Snap2HTML is a portable tool that is able to generate a single HTML file that lists all folders and files that you ask it to. What makes this program a bit different is the great way it creates the HTML file that looks and behaves a lot like Windows Explorer complete with an expandable tree view down the left and also a handy search option. The configuration options are few with only really tick boxes to provide hidden or system files, and the Link files tick box will make all the files into links so you can execute a file directly from the HTML document. Snap2HTML runs on all versions of Windows from 95 upwards.
DriveZ is a utility with not much in the way of features or functions, but the fact it’s a small portable executable of only 44KB makes DriveZ an ideal program to have around or as an addition to a USB toolkit. DriveZ does a simple job of creating a list of file and folder names from a specified directory and then copying it to the clipboard. You can choose to include files or folders, remove file extensions or include a file name mask which the MP3 tick box will enter *.mp3 into the Mask box. The Preferences menu gives 1 option which is the useful function of adding a right click Explorer context menu entry for the program. Tested on Windows 7.
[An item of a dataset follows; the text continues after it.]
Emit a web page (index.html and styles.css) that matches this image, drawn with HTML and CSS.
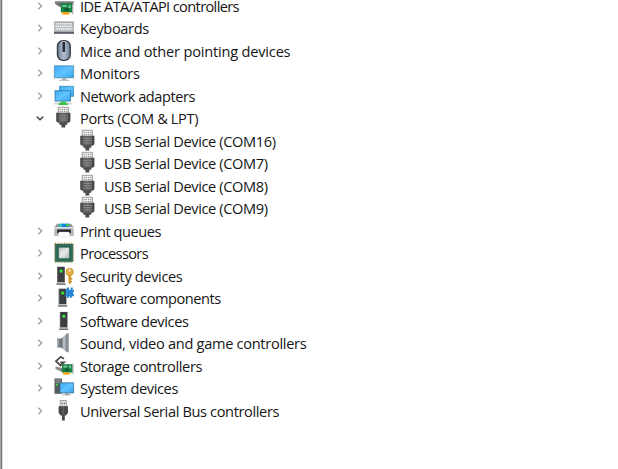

The free version of PrintFolder is probably best described as a slightly more advanced version of the DriveZ tool above that needs to be installed. It also cannot recurse into sub directories and instead only shows the top level file and folder contents, but does have the options to include date, time and file size in the list. The Options tab gives a few formatting options such as font size and whether to include lower case names and system folders etc, and the output can be copied to the clipboard, saved to a TXT file or printed. The developer does mention a few bugs in Windows 7 on the website, but the right click context menu option seemed to work fine for us.